SHORT EXERCISE:
In the entries below, find the line containing "Clone this screenshot" and the line containing "string; checked: boolean;". Copy those two lines and everything between them exactly, without the pictures.

Stored items from a collection:
• • • • • • •

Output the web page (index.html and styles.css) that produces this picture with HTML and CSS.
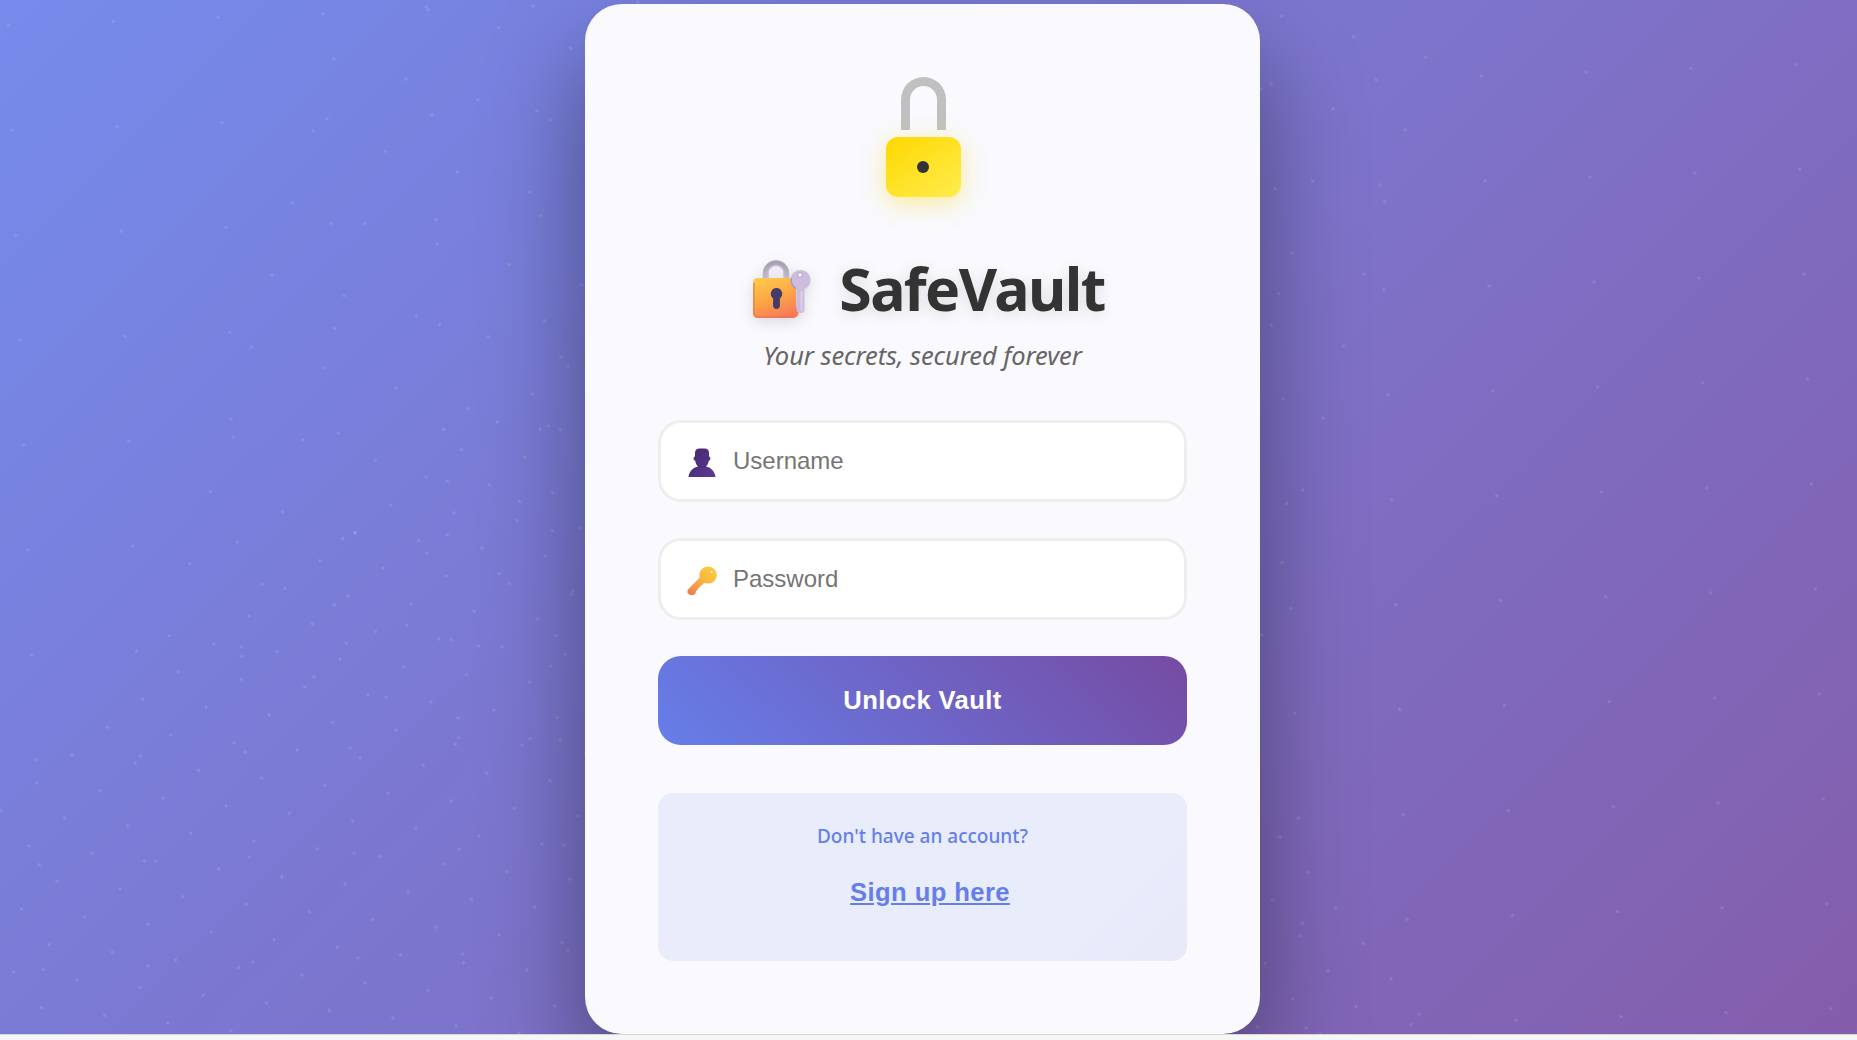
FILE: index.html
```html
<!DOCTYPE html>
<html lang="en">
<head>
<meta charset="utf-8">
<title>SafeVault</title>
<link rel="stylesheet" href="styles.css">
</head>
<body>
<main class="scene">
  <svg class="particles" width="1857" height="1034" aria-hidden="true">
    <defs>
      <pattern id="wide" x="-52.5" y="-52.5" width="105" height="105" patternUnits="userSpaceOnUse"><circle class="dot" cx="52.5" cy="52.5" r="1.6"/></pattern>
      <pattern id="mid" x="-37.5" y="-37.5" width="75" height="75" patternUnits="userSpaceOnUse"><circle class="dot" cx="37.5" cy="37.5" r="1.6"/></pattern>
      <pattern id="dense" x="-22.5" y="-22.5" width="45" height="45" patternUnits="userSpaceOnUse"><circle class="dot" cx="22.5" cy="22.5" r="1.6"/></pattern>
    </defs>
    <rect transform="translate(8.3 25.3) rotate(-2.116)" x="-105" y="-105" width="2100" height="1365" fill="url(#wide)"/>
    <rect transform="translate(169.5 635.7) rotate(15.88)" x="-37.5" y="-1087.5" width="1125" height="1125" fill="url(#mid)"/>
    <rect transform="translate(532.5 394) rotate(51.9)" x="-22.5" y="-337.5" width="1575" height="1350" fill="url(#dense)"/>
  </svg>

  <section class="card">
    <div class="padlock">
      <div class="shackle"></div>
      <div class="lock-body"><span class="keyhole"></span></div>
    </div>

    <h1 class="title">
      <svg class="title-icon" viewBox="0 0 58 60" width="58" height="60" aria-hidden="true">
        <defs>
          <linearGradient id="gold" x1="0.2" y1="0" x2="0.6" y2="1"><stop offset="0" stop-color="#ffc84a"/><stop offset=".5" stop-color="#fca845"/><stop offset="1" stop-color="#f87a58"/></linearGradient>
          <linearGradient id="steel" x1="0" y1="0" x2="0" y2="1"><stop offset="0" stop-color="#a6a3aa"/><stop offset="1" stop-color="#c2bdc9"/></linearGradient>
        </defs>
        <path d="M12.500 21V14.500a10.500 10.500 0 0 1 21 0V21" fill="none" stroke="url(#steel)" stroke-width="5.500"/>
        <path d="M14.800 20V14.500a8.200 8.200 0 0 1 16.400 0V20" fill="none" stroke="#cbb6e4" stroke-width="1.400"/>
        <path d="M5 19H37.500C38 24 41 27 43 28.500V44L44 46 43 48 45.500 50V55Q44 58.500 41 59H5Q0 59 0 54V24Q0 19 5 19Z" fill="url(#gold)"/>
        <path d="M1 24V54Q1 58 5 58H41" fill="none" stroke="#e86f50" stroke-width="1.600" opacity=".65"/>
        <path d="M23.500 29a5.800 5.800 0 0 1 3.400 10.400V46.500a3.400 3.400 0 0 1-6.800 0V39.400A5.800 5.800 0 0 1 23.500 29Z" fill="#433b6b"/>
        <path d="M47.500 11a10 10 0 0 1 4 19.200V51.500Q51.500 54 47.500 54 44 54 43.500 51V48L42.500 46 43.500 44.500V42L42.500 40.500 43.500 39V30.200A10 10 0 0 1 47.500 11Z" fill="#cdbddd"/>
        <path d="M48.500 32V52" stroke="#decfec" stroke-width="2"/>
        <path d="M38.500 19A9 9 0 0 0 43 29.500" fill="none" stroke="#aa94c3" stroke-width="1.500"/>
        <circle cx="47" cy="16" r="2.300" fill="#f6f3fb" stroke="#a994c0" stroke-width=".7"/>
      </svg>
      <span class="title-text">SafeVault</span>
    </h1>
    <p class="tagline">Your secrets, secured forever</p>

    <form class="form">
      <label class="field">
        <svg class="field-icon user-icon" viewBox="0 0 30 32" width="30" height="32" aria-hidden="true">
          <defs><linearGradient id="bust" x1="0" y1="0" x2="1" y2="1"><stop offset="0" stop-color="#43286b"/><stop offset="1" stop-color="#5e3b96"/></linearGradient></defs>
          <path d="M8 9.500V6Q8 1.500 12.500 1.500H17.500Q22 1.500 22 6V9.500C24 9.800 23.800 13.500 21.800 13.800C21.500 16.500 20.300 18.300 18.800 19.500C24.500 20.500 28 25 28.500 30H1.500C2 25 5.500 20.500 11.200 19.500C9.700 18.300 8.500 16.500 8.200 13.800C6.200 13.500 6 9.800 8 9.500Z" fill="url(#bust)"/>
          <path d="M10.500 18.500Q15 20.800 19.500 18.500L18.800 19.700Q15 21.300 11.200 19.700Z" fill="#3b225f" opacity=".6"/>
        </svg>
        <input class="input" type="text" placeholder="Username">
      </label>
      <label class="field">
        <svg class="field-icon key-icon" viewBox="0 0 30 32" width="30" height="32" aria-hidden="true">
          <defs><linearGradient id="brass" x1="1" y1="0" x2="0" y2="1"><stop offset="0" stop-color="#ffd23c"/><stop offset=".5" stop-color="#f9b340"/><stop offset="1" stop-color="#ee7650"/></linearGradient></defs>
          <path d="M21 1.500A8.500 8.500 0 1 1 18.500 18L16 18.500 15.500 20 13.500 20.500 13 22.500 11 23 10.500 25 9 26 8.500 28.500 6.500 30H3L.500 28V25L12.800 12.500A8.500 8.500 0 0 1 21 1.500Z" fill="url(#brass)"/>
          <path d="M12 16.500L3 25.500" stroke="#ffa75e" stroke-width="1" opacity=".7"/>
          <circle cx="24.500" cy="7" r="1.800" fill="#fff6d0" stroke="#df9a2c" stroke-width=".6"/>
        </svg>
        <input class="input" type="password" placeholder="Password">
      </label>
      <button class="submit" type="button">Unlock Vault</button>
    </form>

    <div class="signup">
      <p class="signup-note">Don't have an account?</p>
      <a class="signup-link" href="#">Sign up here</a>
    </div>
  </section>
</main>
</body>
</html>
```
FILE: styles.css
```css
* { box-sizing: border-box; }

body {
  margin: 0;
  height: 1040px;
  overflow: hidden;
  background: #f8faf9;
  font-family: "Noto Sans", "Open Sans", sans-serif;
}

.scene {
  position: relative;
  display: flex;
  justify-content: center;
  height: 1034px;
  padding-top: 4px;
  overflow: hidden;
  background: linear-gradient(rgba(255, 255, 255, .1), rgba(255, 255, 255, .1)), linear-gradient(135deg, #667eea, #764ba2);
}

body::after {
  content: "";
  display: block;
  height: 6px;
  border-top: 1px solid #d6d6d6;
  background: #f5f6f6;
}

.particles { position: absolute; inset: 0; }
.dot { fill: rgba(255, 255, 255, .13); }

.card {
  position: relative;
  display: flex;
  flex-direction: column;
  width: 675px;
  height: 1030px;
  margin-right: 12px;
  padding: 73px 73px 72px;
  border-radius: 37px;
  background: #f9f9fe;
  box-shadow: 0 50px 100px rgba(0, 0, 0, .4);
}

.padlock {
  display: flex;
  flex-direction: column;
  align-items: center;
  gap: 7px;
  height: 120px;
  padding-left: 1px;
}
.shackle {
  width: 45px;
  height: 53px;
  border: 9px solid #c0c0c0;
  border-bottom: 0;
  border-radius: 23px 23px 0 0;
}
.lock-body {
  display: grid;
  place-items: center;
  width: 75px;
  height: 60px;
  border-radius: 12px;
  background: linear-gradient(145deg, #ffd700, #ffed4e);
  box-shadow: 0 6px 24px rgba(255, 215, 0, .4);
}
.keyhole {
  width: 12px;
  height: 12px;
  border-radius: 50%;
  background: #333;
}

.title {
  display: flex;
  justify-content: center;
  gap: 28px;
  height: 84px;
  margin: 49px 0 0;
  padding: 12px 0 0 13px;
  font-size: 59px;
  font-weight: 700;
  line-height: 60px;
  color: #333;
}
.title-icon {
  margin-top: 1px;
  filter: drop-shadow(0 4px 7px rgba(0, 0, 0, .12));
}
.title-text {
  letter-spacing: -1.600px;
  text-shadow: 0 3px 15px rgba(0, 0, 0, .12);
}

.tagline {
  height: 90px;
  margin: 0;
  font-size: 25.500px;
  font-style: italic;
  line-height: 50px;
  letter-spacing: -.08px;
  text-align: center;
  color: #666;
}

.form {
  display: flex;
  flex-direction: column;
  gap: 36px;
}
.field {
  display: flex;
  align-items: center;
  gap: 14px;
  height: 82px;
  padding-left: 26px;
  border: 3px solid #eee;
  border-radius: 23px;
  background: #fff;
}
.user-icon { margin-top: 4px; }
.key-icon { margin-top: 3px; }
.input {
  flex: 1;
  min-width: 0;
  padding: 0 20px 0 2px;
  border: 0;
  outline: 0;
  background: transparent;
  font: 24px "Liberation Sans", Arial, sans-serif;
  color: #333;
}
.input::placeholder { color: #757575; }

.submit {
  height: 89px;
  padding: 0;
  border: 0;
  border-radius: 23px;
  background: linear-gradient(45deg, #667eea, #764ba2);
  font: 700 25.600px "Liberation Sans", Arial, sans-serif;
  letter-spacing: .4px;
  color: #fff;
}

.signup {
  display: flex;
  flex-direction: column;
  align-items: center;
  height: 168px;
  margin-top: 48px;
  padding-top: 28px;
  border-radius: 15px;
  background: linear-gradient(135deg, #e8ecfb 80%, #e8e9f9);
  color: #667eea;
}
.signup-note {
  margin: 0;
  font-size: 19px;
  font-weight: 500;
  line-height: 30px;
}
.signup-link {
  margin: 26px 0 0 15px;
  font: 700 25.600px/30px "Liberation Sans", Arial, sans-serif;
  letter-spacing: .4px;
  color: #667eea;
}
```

• • • • • • •

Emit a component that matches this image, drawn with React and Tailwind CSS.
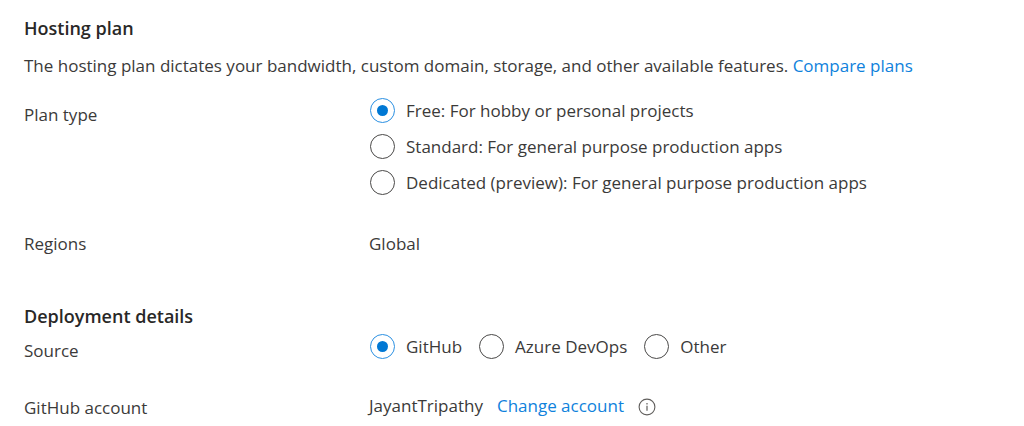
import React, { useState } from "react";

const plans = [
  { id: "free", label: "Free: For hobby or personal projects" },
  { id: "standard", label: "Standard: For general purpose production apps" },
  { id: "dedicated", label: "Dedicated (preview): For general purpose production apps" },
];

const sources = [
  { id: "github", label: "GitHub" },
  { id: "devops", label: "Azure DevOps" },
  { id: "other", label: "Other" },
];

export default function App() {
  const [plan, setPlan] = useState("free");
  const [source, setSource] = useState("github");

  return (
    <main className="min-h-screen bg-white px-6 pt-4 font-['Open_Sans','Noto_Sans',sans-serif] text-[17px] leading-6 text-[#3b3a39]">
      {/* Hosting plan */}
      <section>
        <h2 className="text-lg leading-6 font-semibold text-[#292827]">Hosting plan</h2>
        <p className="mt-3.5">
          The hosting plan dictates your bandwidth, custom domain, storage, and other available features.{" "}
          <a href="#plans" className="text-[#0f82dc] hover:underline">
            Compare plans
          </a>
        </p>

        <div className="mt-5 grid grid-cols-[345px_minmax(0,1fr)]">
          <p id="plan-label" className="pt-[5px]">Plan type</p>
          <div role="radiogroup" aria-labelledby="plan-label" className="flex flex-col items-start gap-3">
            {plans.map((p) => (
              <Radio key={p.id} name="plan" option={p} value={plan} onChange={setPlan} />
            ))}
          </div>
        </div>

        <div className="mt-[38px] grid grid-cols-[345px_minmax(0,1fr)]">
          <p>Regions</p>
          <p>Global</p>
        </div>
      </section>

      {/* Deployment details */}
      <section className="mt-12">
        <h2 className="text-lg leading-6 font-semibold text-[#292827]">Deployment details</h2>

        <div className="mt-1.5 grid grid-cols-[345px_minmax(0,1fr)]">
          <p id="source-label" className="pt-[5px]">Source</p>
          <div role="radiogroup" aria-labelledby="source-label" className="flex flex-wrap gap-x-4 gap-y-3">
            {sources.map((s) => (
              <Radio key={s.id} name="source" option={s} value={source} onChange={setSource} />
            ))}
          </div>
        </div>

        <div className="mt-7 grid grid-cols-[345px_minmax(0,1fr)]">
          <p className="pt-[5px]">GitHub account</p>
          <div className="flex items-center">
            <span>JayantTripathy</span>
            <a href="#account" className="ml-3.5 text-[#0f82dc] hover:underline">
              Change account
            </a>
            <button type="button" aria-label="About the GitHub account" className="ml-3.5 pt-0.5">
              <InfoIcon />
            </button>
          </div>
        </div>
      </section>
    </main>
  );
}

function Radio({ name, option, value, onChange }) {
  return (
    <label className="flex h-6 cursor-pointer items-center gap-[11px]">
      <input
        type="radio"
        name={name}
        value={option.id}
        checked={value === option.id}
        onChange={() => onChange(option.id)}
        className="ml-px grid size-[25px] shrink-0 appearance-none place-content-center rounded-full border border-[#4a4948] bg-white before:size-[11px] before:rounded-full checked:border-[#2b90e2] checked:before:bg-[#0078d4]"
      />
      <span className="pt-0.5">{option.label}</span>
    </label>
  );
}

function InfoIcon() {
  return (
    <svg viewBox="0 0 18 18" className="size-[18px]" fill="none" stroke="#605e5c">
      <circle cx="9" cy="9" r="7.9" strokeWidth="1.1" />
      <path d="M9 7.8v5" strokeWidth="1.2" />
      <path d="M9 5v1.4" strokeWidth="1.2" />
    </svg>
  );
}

• • • • • • •

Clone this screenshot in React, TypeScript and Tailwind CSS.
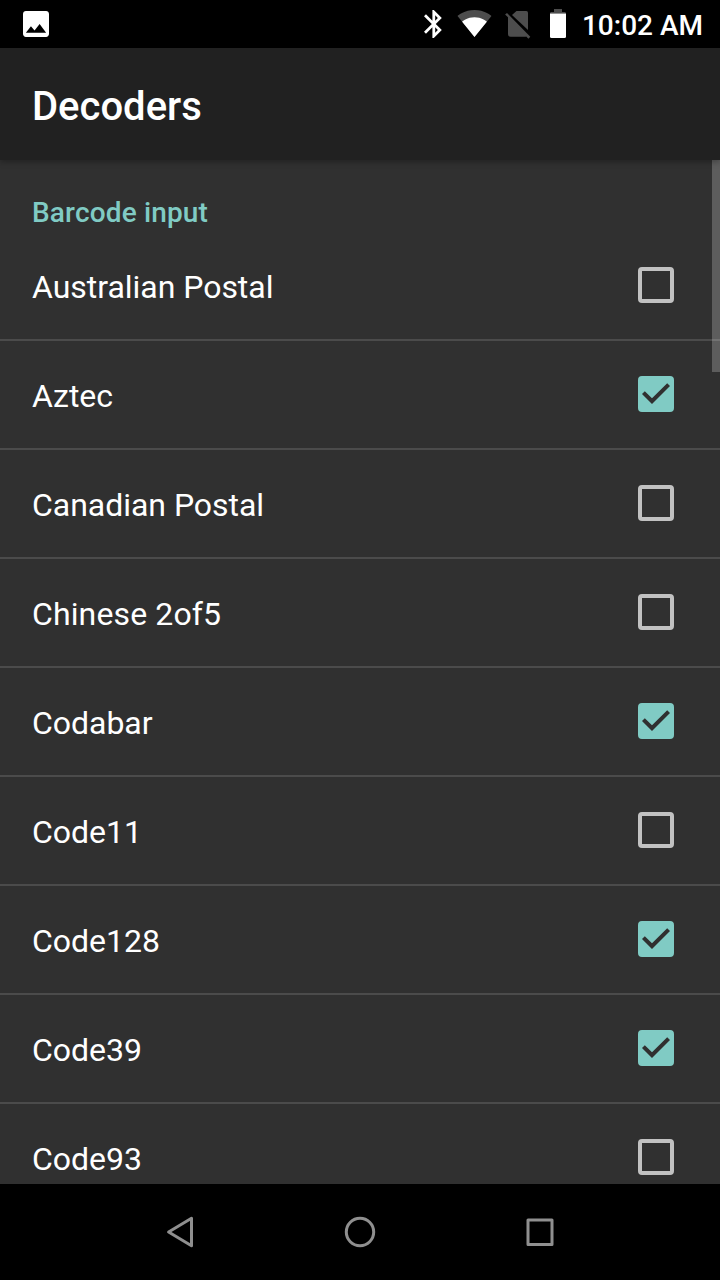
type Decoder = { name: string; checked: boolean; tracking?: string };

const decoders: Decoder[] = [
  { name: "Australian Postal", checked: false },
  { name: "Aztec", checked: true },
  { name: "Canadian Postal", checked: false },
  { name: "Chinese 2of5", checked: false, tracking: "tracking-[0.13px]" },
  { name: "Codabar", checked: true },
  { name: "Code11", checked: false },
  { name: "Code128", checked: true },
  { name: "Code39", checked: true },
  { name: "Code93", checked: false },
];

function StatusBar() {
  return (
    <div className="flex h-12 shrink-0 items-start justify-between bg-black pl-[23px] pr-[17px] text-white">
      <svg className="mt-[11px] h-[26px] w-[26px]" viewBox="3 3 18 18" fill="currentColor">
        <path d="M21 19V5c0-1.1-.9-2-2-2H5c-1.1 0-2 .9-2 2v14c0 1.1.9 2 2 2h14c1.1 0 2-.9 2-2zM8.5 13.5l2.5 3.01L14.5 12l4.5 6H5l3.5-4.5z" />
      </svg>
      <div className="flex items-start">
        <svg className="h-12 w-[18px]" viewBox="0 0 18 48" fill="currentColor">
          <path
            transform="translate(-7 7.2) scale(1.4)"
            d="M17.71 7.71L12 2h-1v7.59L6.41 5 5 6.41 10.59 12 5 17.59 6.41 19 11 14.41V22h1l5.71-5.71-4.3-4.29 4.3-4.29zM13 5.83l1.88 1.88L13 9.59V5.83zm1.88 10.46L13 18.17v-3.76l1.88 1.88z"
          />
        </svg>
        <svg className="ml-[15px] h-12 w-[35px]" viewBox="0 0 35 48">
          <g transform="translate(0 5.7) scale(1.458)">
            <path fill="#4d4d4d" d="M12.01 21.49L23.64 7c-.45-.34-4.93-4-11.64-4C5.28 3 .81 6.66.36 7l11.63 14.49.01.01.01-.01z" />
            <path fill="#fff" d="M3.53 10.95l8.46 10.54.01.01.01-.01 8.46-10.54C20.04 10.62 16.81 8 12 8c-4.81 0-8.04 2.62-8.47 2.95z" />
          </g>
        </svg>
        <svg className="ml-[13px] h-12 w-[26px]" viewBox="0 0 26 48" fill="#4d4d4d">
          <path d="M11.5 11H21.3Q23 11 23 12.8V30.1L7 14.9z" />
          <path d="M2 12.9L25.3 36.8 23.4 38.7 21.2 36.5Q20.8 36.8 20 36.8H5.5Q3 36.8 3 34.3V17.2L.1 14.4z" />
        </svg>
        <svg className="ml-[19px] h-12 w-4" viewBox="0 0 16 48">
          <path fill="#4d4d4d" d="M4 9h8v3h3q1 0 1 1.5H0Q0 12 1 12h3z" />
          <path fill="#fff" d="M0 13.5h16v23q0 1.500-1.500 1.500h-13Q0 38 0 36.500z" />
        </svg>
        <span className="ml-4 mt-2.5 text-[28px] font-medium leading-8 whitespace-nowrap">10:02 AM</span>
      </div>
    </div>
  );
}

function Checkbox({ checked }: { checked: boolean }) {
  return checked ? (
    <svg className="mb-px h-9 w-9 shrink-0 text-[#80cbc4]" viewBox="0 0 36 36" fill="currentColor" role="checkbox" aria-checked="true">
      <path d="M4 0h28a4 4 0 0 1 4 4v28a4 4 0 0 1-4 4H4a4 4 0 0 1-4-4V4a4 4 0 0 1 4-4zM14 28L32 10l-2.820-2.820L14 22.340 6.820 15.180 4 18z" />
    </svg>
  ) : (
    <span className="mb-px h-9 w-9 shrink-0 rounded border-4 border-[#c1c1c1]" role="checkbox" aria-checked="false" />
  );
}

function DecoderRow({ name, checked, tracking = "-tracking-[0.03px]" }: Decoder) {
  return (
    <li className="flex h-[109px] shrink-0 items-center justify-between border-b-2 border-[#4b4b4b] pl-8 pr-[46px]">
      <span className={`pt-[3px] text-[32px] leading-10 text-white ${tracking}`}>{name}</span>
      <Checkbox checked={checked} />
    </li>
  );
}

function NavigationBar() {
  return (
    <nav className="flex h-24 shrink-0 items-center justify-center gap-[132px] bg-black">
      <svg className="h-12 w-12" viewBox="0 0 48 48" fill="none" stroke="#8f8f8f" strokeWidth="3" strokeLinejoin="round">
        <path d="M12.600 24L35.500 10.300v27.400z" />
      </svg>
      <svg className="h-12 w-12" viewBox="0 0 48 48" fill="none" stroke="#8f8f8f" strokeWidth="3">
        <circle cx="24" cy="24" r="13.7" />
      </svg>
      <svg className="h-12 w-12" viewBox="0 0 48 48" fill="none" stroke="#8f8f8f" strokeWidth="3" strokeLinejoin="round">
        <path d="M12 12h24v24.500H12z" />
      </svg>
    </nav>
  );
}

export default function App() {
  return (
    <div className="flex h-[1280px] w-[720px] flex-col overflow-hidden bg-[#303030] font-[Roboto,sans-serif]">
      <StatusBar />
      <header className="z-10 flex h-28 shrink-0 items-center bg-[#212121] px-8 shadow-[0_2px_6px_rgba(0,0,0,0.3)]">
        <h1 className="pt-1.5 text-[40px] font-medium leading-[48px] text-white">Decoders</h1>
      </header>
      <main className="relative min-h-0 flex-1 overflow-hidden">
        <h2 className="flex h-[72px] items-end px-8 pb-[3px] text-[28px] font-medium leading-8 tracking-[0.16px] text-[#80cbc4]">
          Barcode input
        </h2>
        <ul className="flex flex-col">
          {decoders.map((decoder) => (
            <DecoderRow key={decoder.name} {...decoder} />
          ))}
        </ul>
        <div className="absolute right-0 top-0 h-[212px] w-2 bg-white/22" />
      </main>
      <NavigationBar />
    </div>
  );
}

• • • • • • •

REPLY TO THE TASK:
Clone this screenshot in React, TypeScript and Tailwind CSS.
type Decoder = { name: string; checked: boolean; tracking?: string };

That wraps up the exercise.